Re: [PATCH printk v4 17/27] printk: nbcon: Use nbcon consoles in console_flush_all()

From: John Ogness
Date: Wed Apr 17 2024 - 19:06:14 EST


On 2024-04-11, Petr Mladek <pmladek@xxxxxxxx> wrote:
> I am trying to make a full picture when and how the nbcon consoles
> will get flushed. My current understanding and view is the following,
> starting from the easiest priority:
>
>
> 1. NBCON_PRIO_PANIC messages will be flushed by calling
> nbcon_atomic_flush_pending() directly in vprintk_emit()
>
> This will take care of any previously added messages.
>
> Non-panic CPUs are not allowed to add messages anymore
> when there is a panic in progress.
>
> [ALL OK]

OK, because the end of panic will perform unsafe takeovers if necessary.

> 2. NBCON_PRIO_EMERGENCY messages will be flushed by calling
> nbcon_atomic_flush_pending() directly in nbcon_cpu_emergency_exit().
>
> This would cover all previously added messages, including
> the ones printed by the code between
> nbcon_cpu_emergency_enter()/exit().

This is best effort.
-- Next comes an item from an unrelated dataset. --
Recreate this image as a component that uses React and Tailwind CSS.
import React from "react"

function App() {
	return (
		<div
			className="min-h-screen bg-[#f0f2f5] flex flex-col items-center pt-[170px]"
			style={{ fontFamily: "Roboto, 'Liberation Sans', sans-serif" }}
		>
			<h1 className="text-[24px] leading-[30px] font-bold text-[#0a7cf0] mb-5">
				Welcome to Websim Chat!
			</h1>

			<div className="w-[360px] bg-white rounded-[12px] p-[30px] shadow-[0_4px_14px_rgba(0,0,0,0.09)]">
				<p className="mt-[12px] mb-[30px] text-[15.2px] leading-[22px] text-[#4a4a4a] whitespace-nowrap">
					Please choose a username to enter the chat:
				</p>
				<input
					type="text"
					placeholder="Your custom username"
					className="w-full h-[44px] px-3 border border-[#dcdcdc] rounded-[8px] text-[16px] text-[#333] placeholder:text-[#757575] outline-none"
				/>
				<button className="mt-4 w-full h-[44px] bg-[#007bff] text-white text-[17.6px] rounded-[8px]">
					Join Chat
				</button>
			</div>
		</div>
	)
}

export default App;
If the console is owned by another context and is
marked unsafe, nbcon_atomic_flush_pending() will do nothing.

[ PROBLEM: In this case, who will flush the emergency messages? ]

> This won't cover later added messages which might be
> a problem. Let's look at this closer. Later added
> messages with:
>
> + NBCON_PRIO_PANIC will be handled in vprintk_emit()
> as explained above [OK]
>
> + NBCON_PRIO_EMERGENCY() will be handled in the
> related nbcon_cpu_emergency_exit() as described here.
> [OK]
>
> + NBCON_PRIO_NORMAL will be handled, see below. [?]
>
> [ PROBLEM: later added NBCON_PRIO_NORMAL messages, see below. ]
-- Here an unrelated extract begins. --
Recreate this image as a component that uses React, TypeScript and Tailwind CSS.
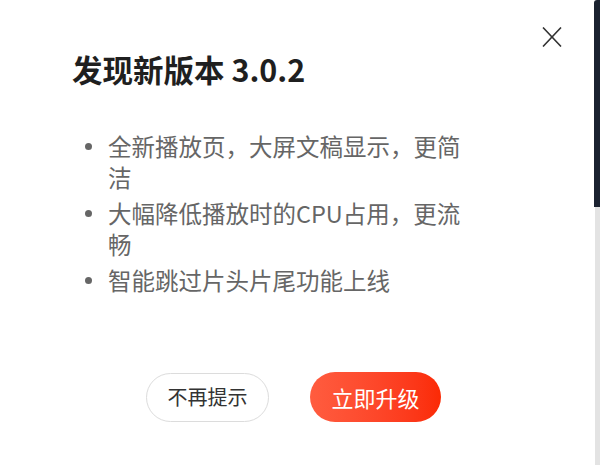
import React from "react";

const items = [
  "全新播放页，大屏文稿显示，更简洁",
  "大幅降低播放时的CPU占用，更流畅",
  "智能跳过片头片尾功能上线",
];

function CloseIcon() {
  return (
    <svg width="20" height="20" viewBox="0 0 20 20" fill="none">
      <path d="M1 0.5L19 19.5M19 0.5L1 19.5" stroke="#333" strokeWidth="1.6" />
    </svg>
  );
}

export default function App() {
  return (
    <div
      className="flex h-[465px] w-[600px] overflow-hidden bg-white"
      style={{ fontFamily: '"Noto Sans CJK SC", "Noto Sans", sans-serif' }}
    >
      {/* Dialog */}
      <div className="relative h-full w-[594px] bg-white pl-[72px] pt-[50px]">
        <button className="absolute left-[542px] top-[27px]">
          <CloseIcon />
        </button>

        <h1 className="text-[30.5px] font-bold leading-[39px] text-[#1f1f1f]">
          发现新版本 3.0.2
        </h1>

        <ul className="mt-[42px] flex flex-col gap-[5px]">
          {items.map((item) => (
            <li key={item} className="flex items-start">
              <div className="w-[36px] shrink-0">
                <span className="ml-[13px] mt-[12px] block h-[7px] w-[7px] rounded-full bg-[#666]" />
              </div>
              <p className="w-[368px] text-[23.5px] leading-[31px] text-[#666]">
                {item}
              </p>
            </li>
          ))}
        </ul>

        {/* Actions */}
        <div className="ml-[74px] mt-[76px] flex items-center gap-[41px]">
          <button className="flex h-[49px] w-[123px] items-center justify-center rounded-full border border-[#dcdcdc] bg-white text-[20px] text-[#333]">
            不再提示
          </button>
          <button className="flex h-[50px] w-[131px] items-center justify-center rounded-full bg-gradient-to-r from-[#ff5c3f] to-[#fb2a04] text-[22px] text-white">
            立即升级
          </button>
        </div>
      </div>

      {/* Edge of the window behind */}
      <div className="flex w-[6px] flex-col">
        <div className="h-[207px] rounded-tl-[3px] bg-[#1b2230]" />
        <div className="flex-1 border-l border-white bg-[#e3e3e3]" />
      </div>
    </div>
  );
}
Yes, this is also an issue, although the solution may be the same for
this and the above problem.

> 3. NBCON_PRIO_NORMAL messages will be flushed by:
>
> + the printk kthread when it is available
>
> + the legacy loop via
>
> + console_unlock()
> + console_flush_all()
> + console nbcon_legacy_emit_next_record() [PROBLEM]
>
> PROBLEM: console_flush_all() does not guarantee progress with
> nbcon consoles as explained above (previous mail).
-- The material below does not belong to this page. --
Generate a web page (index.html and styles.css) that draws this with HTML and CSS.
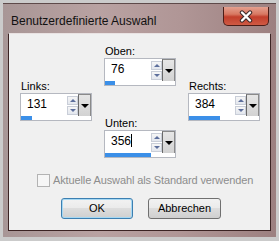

Not only this. If there is no kthread available, no printing will occur
until the _next_ printk(), whenever that is.


Above we have listed 3 problems:

- emergency messages will not flush if owned by another context and
unsafe

- normal messages will not flush if owned by another context

- for the above 2 problems, if there is no kthread, nobody will flush
the messages


My question: Is this really a problem?

The main idea behind the rework is that printing is deferred. The
kthreads exist for this. If the kthreads are not available (early boot
or shutdown) or the kthreads are not reliable enough (emergency
messages), a best-safe-effort is made to print in the caller
context. Only the panic situation is designed to force output (unsafely,
if necessary). Is that not enough?

> My proposal:
>
> 1. console_flush_all() will flush nbcon consoles only
> in NBCON_PRIO_NORMAL and when the kthreads are not
> available.
>
> It will make it clear that this is the flusher in
> this situation.

This is the current PREEMPT_RT implementation.

> 2. Allow to skip nbcon consoles in console_flush_all() when
> it can't take the context (as suggested in my previous
> reply).
>
> This won't guarantee flushing NORMAL messages added
> while nbcon_cpu_emergency_exit() calls
> nbcon_atomic_flush_pending().

This was the previous version. And I agree that we need to go back to
that.

> Solve this problem by introducing[*] nbcon_atomic_flush_all()
> which would flush even newly added messages and
> call this in nbcon_cpu_emergency_exit() when the printk
> kthread does not work. It should bail out when there
> is a panic in progress.
>
> Motivation: It does not matter which "atomic" context
> flushes NORMAL/EMERGENCY messages when
> the printk kthread is not available.

I do not think that solves the problem. If the console is in an unsafe
section, nothing can be printed.

> [*] Alternatively we could modify nbcon_atomic_flush_pending()
> to flush even newly added messages when the kthread is
> not working. But it might create another mess.

This discussion is about when kthreads are not available. If this is a
concern, I wonder if maybe in this situation an irq_work should be
triggered upon release of the console.

For example, something like:

static bool flush_pending(struct console *con)
{
/* If there is a kthread, let it do the work. */
if (con->kthread)
return false;

/* Make sure a record is pending. */
if (!prb_read_valid(prb, nbcon_seq_read(con), NULL))
return false;

return true;
}

static void nbcon_context_release(struct nbcon_context *ctxt)
{
...

/* Trigger irq_work to flush if necessary. */
if (flush_pending(con))
defer_console_output();
}

John